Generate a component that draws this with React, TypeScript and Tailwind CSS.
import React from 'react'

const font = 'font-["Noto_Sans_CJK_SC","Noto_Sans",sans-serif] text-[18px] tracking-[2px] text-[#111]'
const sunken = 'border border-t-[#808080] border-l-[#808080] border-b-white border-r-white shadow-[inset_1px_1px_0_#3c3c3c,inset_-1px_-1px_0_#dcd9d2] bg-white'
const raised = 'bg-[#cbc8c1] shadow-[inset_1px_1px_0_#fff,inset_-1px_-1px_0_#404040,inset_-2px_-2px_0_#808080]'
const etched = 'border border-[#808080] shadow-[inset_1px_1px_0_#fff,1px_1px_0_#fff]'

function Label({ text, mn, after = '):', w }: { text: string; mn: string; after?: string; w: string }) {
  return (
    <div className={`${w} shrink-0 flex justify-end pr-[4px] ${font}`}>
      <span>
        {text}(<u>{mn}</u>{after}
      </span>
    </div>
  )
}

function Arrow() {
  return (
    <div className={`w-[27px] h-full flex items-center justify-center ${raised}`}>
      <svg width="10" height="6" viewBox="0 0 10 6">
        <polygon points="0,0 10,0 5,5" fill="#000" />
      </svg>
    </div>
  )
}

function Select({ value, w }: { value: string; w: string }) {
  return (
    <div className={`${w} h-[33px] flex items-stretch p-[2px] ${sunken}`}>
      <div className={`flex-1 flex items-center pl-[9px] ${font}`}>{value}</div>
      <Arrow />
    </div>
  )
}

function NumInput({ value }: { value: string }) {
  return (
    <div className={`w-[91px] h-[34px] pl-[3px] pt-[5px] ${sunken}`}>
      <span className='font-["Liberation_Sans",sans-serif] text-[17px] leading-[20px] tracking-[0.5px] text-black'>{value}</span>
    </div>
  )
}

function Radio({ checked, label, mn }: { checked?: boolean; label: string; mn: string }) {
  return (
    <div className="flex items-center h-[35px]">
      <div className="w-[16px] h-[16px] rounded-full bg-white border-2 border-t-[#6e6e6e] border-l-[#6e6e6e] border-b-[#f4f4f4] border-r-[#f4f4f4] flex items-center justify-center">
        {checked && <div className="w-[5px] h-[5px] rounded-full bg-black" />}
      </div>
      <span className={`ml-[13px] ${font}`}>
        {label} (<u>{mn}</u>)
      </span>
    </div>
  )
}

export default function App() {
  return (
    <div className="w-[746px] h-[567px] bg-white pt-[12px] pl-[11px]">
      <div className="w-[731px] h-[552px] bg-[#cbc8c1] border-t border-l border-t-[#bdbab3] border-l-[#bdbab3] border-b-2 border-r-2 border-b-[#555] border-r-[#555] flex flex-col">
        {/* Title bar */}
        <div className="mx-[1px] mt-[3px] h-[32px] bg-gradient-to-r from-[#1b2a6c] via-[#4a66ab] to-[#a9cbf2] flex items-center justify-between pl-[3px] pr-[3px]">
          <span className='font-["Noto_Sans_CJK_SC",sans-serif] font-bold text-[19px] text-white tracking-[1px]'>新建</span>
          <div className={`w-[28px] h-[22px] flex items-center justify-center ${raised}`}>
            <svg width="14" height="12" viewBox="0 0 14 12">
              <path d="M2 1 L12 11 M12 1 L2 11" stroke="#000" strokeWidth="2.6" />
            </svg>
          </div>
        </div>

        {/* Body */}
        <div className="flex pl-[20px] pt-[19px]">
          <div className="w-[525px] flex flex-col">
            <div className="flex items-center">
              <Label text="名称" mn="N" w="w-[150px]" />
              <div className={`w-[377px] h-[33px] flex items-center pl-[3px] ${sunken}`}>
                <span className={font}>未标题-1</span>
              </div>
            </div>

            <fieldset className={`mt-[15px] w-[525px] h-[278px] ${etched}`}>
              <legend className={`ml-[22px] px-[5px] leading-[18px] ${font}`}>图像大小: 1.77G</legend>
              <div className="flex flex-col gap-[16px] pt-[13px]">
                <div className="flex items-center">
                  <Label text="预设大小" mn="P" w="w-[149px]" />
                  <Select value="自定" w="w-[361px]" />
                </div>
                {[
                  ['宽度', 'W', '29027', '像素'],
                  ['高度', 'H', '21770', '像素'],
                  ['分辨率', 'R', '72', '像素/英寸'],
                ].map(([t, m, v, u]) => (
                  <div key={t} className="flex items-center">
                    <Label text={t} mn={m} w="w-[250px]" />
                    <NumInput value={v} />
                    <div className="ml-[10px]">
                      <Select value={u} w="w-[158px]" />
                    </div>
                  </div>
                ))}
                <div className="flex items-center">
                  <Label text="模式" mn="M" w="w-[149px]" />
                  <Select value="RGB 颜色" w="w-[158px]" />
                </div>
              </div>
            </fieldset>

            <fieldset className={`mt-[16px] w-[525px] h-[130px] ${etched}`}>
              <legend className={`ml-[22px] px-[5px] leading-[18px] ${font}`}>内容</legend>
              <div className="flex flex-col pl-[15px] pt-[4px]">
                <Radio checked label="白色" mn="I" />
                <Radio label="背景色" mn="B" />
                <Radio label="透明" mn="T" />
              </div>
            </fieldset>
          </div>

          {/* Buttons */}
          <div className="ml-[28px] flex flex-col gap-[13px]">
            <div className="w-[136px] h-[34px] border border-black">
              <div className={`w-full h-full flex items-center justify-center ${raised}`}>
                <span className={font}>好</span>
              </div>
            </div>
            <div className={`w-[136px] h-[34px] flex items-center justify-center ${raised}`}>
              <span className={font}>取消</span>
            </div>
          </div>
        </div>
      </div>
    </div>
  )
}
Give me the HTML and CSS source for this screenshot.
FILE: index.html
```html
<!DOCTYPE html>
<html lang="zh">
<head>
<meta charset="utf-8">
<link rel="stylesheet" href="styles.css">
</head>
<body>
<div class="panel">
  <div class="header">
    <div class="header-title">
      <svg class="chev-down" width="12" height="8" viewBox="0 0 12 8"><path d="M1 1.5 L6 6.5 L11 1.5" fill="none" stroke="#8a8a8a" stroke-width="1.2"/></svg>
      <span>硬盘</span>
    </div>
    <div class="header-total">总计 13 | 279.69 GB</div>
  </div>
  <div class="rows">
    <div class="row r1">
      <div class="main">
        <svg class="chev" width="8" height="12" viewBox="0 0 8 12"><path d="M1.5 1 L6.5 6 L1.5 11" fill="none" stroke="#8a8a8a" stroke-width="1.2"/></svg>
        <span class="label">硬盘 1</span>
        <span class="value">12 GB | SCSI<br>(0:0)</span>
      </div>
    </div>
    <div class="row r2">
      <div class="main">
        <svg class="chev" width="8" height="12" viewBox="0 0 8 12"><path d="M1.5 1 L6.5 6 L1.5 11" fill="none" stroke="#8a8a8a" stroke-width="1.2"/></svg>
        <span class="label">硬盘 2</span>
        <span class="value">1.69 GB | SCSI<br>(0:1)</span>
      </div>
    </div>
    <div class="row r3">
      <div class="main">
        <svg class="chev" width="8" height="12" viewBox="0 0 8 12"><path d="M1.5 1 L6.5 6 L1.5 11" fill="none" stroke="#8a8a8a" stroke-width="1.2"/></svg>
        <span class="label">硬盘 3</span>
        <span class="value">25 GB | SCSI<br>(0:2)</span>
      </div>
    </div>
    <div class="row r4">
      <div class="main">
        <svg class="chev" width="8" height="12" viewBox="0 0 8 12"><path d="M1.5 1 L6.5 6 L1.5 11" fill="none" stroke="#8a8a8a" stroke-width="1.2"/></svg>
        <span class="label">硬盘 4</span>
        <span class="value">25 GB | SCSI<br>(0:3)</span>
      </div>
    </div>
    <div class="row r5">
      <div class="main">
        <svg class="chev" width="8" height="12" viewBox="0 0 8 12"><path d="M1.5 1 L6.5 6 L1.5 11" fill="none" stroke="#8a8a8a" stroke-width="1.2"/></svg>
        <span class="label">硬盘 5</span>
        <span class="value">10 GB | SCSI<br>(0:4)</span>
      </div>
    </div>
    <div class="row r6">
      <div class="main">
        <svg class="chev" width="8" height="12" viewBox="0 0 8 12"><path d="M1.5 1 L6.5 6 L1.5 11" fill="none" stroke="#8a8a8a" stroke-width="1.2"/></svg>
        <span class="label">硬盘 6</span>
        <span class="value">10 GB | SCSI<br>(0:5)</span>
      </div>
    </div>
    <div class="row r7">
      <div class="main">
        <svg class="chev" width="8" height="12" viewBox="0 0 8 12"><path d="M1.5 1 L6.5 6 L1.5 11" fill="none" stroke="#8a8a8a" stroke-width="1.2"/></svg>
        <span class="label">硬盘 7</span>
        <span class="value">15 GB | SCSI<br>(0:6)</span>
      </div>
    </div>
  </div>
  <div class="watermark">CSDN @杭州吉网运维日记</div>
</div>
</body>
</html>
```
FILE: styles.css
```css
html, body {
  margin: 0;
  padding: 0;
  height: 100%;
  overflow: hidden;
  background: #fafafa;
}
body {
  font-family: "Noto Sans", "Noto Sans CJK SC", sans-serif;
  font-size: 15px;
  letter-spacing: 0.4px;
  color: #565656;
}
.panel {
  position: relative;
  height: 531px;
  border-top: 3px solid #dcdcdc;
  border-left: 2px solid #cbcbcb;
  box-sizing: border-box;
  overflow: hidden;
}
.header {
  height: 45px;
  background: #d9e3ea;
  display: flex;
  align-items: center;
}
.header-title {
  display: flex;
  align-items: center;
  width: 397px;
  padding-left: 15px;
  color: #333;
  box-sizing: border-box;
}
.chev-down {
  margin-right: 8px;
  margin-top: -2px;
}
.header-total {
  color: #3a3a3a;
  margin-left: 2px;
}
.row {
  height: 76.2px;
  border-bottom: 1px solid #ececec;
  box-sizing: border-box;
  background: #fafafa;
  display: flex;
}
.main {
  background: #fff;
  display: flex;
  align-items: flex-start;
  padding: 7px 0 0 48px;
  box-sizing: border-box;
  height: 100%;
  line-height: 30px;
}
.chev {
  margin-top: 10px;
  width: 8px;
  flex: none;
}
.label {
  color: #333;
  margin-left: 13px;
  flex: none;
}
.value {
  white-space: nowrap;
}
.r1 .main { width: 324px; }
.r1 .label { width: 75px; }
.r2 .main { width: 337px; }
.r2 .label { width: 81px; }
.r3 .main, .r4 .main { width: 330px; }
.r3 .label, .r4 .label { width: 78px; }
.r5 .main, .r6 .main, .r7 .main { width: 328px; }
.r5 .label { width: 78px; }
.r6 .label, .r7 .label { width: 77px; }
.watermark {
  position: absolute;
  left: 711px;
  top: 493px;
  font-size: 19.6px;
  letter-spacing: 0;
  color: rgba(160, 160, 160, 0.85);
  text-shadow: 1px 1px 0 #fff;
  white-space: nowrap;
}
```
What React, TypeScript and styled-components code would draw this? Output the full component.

####

- To do -
Return a copy of every line that includes the word "full".

- Written solution -
    <div className={`w-[27px] h-full flex items-center justify-center ${raised}`}>
      <div className="w-[16px] h-[16px] rounded-full bg-white border-2 border-t-[#6e6e6e] border-l-[#6e6e6e] border-b-[#f4f4f4] border-r-[#f4f4f4] flex items-center justify-center">
        {checked && <div className="w-[5px] h-[5px] rounded-full bg-black" />}
              <div className={`w-full h-full flex items-center justify-center ${raised}`}>
What React, TypeScript and styled-components code would draw this? Output the full component.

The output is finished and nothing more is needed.